Mathématique et bornée, leur musique ne traverse pas différentes atmosphères, ne cherche pas à mélanger les styles. Elle se focalise sur la volonté d’en foutre plein la gueule et à toute vitesse en disséminant les couleurs d’un voyage au gré d’harmonies insulaires.
Déjà vu à l’occasion d’un concert de Pneu, le batteur a vraiment un jeu spectaculaire. Rien que pour le voir matraquer une batterie (en l’occurrence, la batterie de Fordamage...), ça vaut le déplacement. Et le spectacle n’est pas seulement dans la puissance, mais aussi dans la rapidité et dans la précision. S’ils s’entêtent à faire et refaire un peu toujours la même chose, creusant ainsi un sillon étroit, Papaye n’en fait pas pour autant une musique pauvre. Extrêmement dense, elle fourmille d’idées enchaînées à une vitesse qui ne permet d’en saisir que des impressions furtives. C’est pourquoi elle souffre bien l’écoute répétée, en dépit de sa densité épuisante.
Après le passage de Papaye, on ramasse les survivants à la foufourche (désolé, j’ai pas pu m’en empêcher...).
Quand Fordamage ouvre son set, on distingue bien l’intention de bastonner qui les gouverne. Mais après Papaye, il y a comme une baisse d’intensité regrettable. Difficile de ne pas comparer. La musique de Fordamage est plus riche au sens où leur composition est davantage tournée vers l’écriture de chansons.
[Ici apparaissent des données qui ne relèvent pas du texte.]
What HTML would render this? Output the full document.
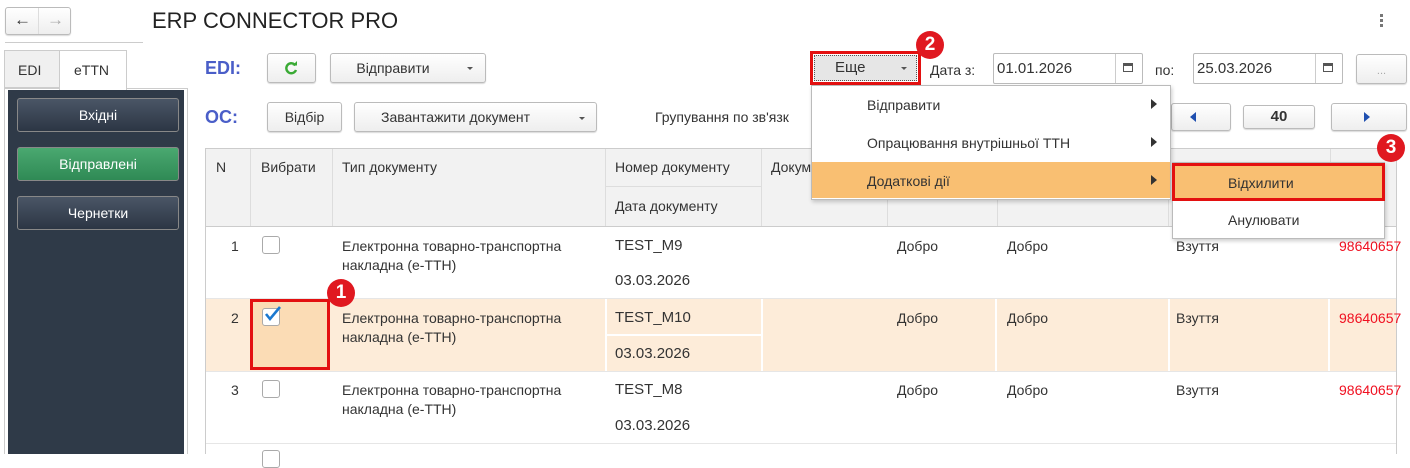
<!DOCTYPE html>
<html><head><meta charset="utf-8"><style>
*{box-sizing:border-box;margin:0;padding:0}
body{width:1410px;height:454px;background:#fff;position:relative;overflow:hidden;font-family:"Liberation Sans",Arial,sans-serif;font-size:14px;color:#333}
.a{position:absolute}
.btn{position:absolute;border:1px solid #bbb;border-radius:3px;background:linear-gradient(#fff,#eee);box-shadow:0 1px 1px rgba(0,0,0,.15);text-align:center;color:#333;font-size:14px}
.sb{position:absolute;left:17px;width:162px;height:34px;border:1px solid #888;border-radius:3px;color:#fff;text-align:center;line-height:32px;font-size:14px;background:linear-gradient(#4a5666,#2c3644)}
.t{position:absolute;font-size:14px;color:#333;white-space:nowrap;line-height:18px}
.red{color:#f01020}
.badge{position:absolute;width:28px;height:28px;border-radius:50%;background:#e01820;color:#fff;font-weight:bold;font-size:19px;text-align:center;line-height:28px}
.cb{position:absolute;width:18px;height:18px;border:1px solid #aaa;border-radius:3px;background:#fff}
.vl{position:absolute;width:1px;background:#ddd}
.hl{position:absolute;height:1px;background:#ddd}
.arr{position:absolute;width:0;height:0;border-top:5px solid transparent;border-bottom:5px solid transparent;border-left:6px solid #333}
</style></head><body>
<!-- nav -->
<div class="btn" style="left:5px;top:7px;width:66px;height:28px"></div>
<div class="a" style="left:38px;top:8px;width:1px;height:26px;background:#ddd"></div>
<div class="t" style="left:14px;top:11px;font-size:17px;font-weight:bold;color:#333">&larr;</div>
<div class="t" style="left:47px;top:11px;font-size:17px;font-weight:bold;color:#aaa">&rarr;</div>
<div class="t" style="left:152px;top:8px;font-size:22px;line-height:26px;color:#222">ERP CONNECTOR PRO</div>
<div class="a" style="left:1380px;top:14px;width:3px;height:3px;background:#777;box-shadow:0 5px 0 #777,0 10px 0 #777"></div>
<div class="a" style="left:5px;top:42px;width:138px;height:1px;background:#ccc"></div>

<!-- tabs / sidebar -->
<div class="a" style="left:4px;top:88px;width:184px;height:366px;border:1px solid #ccc;border-bottom:none"></div>
<div class="a" style="left:8px;top:90px;width:176px;height:364px;background:#2f3a48"></div>
<div class="a" style="left:4px;top:50px;width:56px;height:38px;border:1px solid #ccc;background:#f0f0f0"></div>
<div class="t" style="left:18px;top:61px">EDI</div>
<div class="a" style="left:59px;top:50px;width:68px;height:40px;border:1px solid #ccc;border-bottom:none;background:#fff"></div>
<div class="t" style="left:74px;top:61px">eTTN</div>
<div class="sb" style="top:98px">Вхідні</div>
<div class="sb" style="top:147px;background:linear-gradient(#4aa870,#2f8a55)">Відправлені</div>
<div class="sb" style="top:196px">Чернетки</div>

<!-- toolbar -->
<div class="t" style="left:205px;top:57px;font-size:18px;font-weight:bold;color:#4a5ec8;line-height:22px">EDI:</div>
<div class="btn" style="left:267px;top:53px;width:49px;height:30px"></div>
<svg class="a" style="left:283px;top:60px" width="16" height="16" viewBox="0 0 16 16"><path d="M12.5 5.5A5 5 0 1 0 13 10" fill="none" stroke="#3aaa35" stroke-width="2.4"/><path d="M9.5 5.5h4.5V1z" fill="#3aaa35"/></svg>
<div class="btn" style="left:330px;top:53px;width:156px;height:30px;line-height:28px;padding-right:30px">Відправити</div>
<div class="a" style="left:467px;top:67px;border-left:3px solid transparent;border-right:3px solid transparent;border-top:3px solid #555"></div>

<div class="t" style="left:205px;top:106px;font-size:18px;font-weight:bold;color:#4a5ec8;line-height:22px">ОС:</div>
<div class="btn" style="left:267px;top:102px;width:75px;height:30px;line-height:28px">Відбір</div>
<div class="btn" style="left:354px;top:102px;width:243px;height:30px;line-height:28px;padding-right:40px">Завантажити документ</div>
<div class="a" style="left:579px;top:117px;border-left:3px solid transparent;border-right:3px solid transparent;border-top:3px solid #555"></div>
<div class="t" style="left:655px;top:108px">Групування по зв'язк</div>

<!-- Еще and dates -->
<div class="a" style="left:810px;top:51px;width:111px;height:34px;border:3px solid #e31010"></div>
<div class="a" style="left:814px;top:55px;width:103px;height:26px;border:1px dotted #555;background:#e6e6e6"></div>
<div class="t" style="left:835px;top:59px;font-size:15px">Еще</div>
<div class="a" style="left:901px;top:67px;border-left:3px solid transparent;border-right:3px solid transparent;border-top:3px solid #555"></div>
<div class="badge" style="left:916px;top:31px">2</div>
<div class="t" style="left:930px;top:61px">Дата з:</div>
<div class="a" style="left:993px;top:53px;width:150px;height:31px;border:1px solid #bbb;border-radius:2px"></div>
<div class="a" style="left:1115px;top:54px;width:1px;height:29px;background:#ccc"></div>
<div class="t" style="left:997px;top:60px;font-size:15px">01.01.2026</div>
<div class="a" style="left:1123px;top:63px;width:10px;height:9px;border:1.5px solid #555;border-top-width:3px"></div>
<div class="t" style="left:1155px;top:61px">по:</div>
<div class="a" style="left:1193px;top:53px;width:150px;height:31px;border:1px solid #bbb;border-radius:2px"></div>
<div class="a" style="left:1315px;top:54px;width:1px;height:29px;background:#ccc"></div>
<div class="t" style="left:1197px;top:60px;font-size:15px">25.03.2026</div>
<div class="a" style="left:1323px;top:63px;width:10px;height:9px;border:1.5px solid #555;border-top-width:3px"></div>
<div class="btn" style="left:1356px;top:54px;width:51px;height:30px;line-height:32px;color:#aaa;font-size:11px">...</div>

<!-- pagination -->
<div class="btn" style="left:1171px;top:103px;width:60px;height:28px"></div>
<div class="a" style="left:1190px;top:112px;border-top:5px solid transparent;border-bottom:5px solid transparent;border-right:6px solid #2050b0"></div>
<div class="btn" style="left:1243px;top:105px;width:72px;height:24px;line-height:22px;font-weight:bold;font-size:15px">40</div>
<div class="btn" style="left:1331px;top:103px;width:76px;height:28px"></div>
<div class="a" style="left:1364px;top:112px;border-top:5px solid transparent;border-bottom:5px solid transparent;border-left:6px solid #2050b0"></div>

<!-- table -->
<div class="a" style="left:205px;top:148px;width:1192px;height:306px;border:1px solid #ccc;border-bottom:none"></div>
<div class="a" style="left:206px;top:149px;width:1190px;height:77px;background:#f2f2f2"></div>
<div class="hl" style="left:605px;top:186px;width:156px;background:#ddd"></div>
<div class="hl" style="left:206px;top:226px;width:1190px;background:#ccc"></div>
<div class="vl" style="left:250px;top:149px;height:77px"></div>
<div class="vl" style="left:332px;top:149px;height:77px"></div>
<div class="vl" style="left:605px;top:149px;height:77px"></div>
<div class="vl" style="left:761px;top:149px;height:77px"></div>
<div class="vl" style="left:887px;top:149px;height:77px"></div>
<div class="vl" style="left:997px;top:149px;height:77px"></div>
<div class="vl" style="left:1168px;top:149px;height:77px"></div>
<div class="vl" style="left:1330px;top:149px;height:77px"></div>
<div class="t" style="left:216px;top:158px">N</div>
<div class="t" style="left:261px;top:158px">Вибрати</div>
<div class="t" style="left:342px;top:158px">Тип документу</div>
<div class="t" style="left:615px;top:158px">Номер документу</div>
<div class="t" style="left:615px;top:197px">Дата документу</div>
<div class="t" style="left:771px;top:158px">Докум</div>

<!-- rows -->
<div class="hl" style="left:206px;top:298px;width:1190px;background:#e6e6e6"></div>
<div class="a" style="left:206px;top:299px;width:1190px;height:72px;background:#fdecd9"></div>
<div class="hl" style="left:206px;top:371px;width:1190px;background:#e6e6e6"></div>
<div class="hl" style="left:206px;top:443px;width:1190px;background:#e6e6e6"></div>
<div class="a" style="left:605px;top:299px;width:2px;height:72px;background:#fff"></div>
<div class="a" style="left:761px;top:299px;width:2px;height:72px;background:#fff"></div>
<div class="a" style="left:606px;top:334px;width:156px;height:2px;background:#fff"></div>
<div class="a" style="left:995px;top:299px;width:2px;height:72px;background:#fff"></div>
<div class="a" style="left:1168px;top:299px;width:2px;height:72px;background:#fff"></div>
<div class="a" style="left:1328px;top:299px;width:2px;height:72px;background:#fff"></div>

<!-- row 1 -->
<div class="t" style="left:231px;top:237px">1</div>
<div class="cb" style="left:262px;top:236px"></div>
<div class="t" style="left:342px;top:237px">Електронна товарно-транспортна</div>
<div class="t" style="left:342px;top:256px">накладна (е-ТТН)</div>
<div class="t" style="left:615px;top:237px;font-size:15px">TEST_M9</div>
<div class="t" style="left:615px;top:272px;font-size:15px">03.03.2026</div>
<div class="t" style="left:897px;top:237px">Добро</div>
<div class="t" style="left:1007px;top:237px">Добро</div>
<div class="t" style="left:1176px;top:237px">Взуття</div>
<div class="t red" style="left:1339px;top:237px">98640657</div>

<!-- row 2 -->
<div class="a" style="left:250px;top:299px;width:80px;height:71px;background:#fbdcb5;border:3px solid #e31010"></div>
<div class="t" style="left:231px;top:309px">2</div>
<div class="cb" style="left:262px;top:308px"></div>
<svg class="a" style="left:263px;top:305px" width="20" height="18" viewBox="0 0 20 18"><path d="M3 9l4 5 10-12" fill="none" stroke="#1a78d0" stroke-width="2.6"/></svg>
<div class="badge" style="left:327px;top:279px">1</div>
<div class="t" style="left:342px;top:309px">Електронна товарно-транспортна</div>
<div class="t" style="left:342px;top:328px">накладна (е-ТТН)</div>
<div class="t" style="left:615px;top:309px;font-size:15px">TEST_M10</div>
<div class="t" style="left:615px;top:345px;font-size:15px">03.03.2026</div>
<div class="t" style="left:897px;top:309px">Добро</div>
<div class="t" style="left:1007px;top:309px">Добро</div>
<div class="t" style="left:1176px;top:309px">Взуття</div>
<div class="t red" style="left:1339px;top:309px">98640657</div>

<!-- row 3 -->
<div class="t" style="left:231px;top:381px">3</div>
<div class="cb" style="left:262px;top:380px"></div>
<div class="t" style="left:342px;top:381px">Електронна товарно-транспортна</div>
<div class="t" style="left:342px;top:400px">накладна (е-ТТН)</div>
<div class="t" style="left:615px;top:381px;font-size:15px">TEST_M8</div>
<div class="t" style="left:615px;top:417px;font-size:15px">03.03.2026</div>
<div class="t" style="left:897px;top:381px">Добро</div>
<div class="t" style="left:1007px;top:381px">Добро</div>
<div class="t" style="left:1176px;top:381px">Взуття</div>
<div class="t red" style="left:1339px;top:381px">98640657</div>
<div class="cb" style="left:262px;top:450px"></div>

<!-- menu -->
<div class="a" style="left:811px;top:85px;width:360px;height:115px;background:#fff;border:1px solid #bbb;box-shadow:1px 2px 4px rgba(0,0,0,.2)"></div>
<div class="t" style="left:867px;top:96px">Відправити</div>
<div class="arr" style="left:1151px;top:99px"></div>
<div class="t" style="left:867px;top:134px">Опрацювання внутрішньої ТТН</div>
<div class="arr" style="left:1151px;top:137px"></div>
<div class="a" style="left:812px;top:162px;width:358px;height:36px;background:#f9bf72"></div>
<div class="t" style="left:867px;top:172px">Додаткові дії</div>
<div class="arr" style="left:1151px;top:175px"></div>

<!-- submenu -->
<div class="a" style="left:1172px;top:162px;width:213px;height:77px;background:#fff;border:1px solid #bbb;box-shadow:1px 2px 4px rgba(0,0,0,.2)"></div>
<div class="a" style="left:1172px;top:163px;width:213px;height:38px;background:#f9bf72;border:3px solid #e31010"></div>
<div class="t" style="left:1228px;top:174px">Відхилити</div>
<div class="t" style="left:1228px;top:211px">Анулювати</div>
<div class="badge" style="left:1377px;top:134px">3</div>
</body></html>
Mais elle est moins dense et leur complexité se révèle avec lenteur. En fait, ça ne mène pas à grand chose de les comparer parce qu’ils ne font pas la même musique... Papaye développe un math-rock instrumental jouissif et rayonnant tandis que Fordamage joue un hardcore plus classique, tendance east coast, aux tonalités sombres et plaintives. Donc, au final, c’est pas pareil !
On regrette toutefois la médiocrité du son qui ne rend pas la puissance qu’on serait en droit d’attendre d’une telle formation. On aimerait aussi des riffs de guitares plus efficaces et des voix tenues avec une plus grande maîtrise. Enfin, le jeu du batteur, qui semblait assez subtil, n’était pas mis en valeur par le mixage en façade (même impression sur album).
Au final, un groupe qui au bout du troisième album montre une finesse d’écriture (avec incrustations d’événements noise bien sentis) remarquable mais qui aurait mérité un meilleur son.
Pour Gull, c’est la découverte.
L’Américain, pour la première fois sur le vieux continent, donnait ce soir-là le coup d’envoi de sa tournée européenne. Le moins que l’on puisse dire, c’est qu’il s’en est très bien sorti et que les chanceux qui croiseront sa route ne manqueront pas d’être surpris par ses prestations spectaculaires.
Déjà, pour info, Gull est un mec-tout-seul-band qui donne à entendre de la guitare de la batterie et du chant. Jusqu’ici, rien de moins commun, un multi-instrumentiste, il peut jouer de ses instruments successivement. Mais non, on entend tout en même temps. Ah oui, c’est parce qu’il s’enregistre alors. Encore faux ! Enfin, pas complètement, c’est vrai qu’il sample quelques lignes de guitares sur lesquelles il pose ses rythmes et sa voix. Mais il joue vraiment de la batterie, de la guitare et chante en même temps ! Il tient une baguette de la main droite, la guitare sur ses genoux et le manche de la main gauche. Et le pire, c’est que ça sonne carrément ! Très impressionnant.
Pour la voix, c’est assez tribal, avec de nombreux effets pour donner de la résonance et de l’ampleur. Le visage caché sous un masque en carton, on ne voit jamais la relation qu’entretiennent sa bouche et le micro. Tout se passe en-dessous. Le câble du micro ressort par le haut du crane. Il donne ainsi l’impression de procéder à un rituel mystique dont lui-seul connaît la pratique.
À voir ! Les enregistrements semblent plus anecdotiques.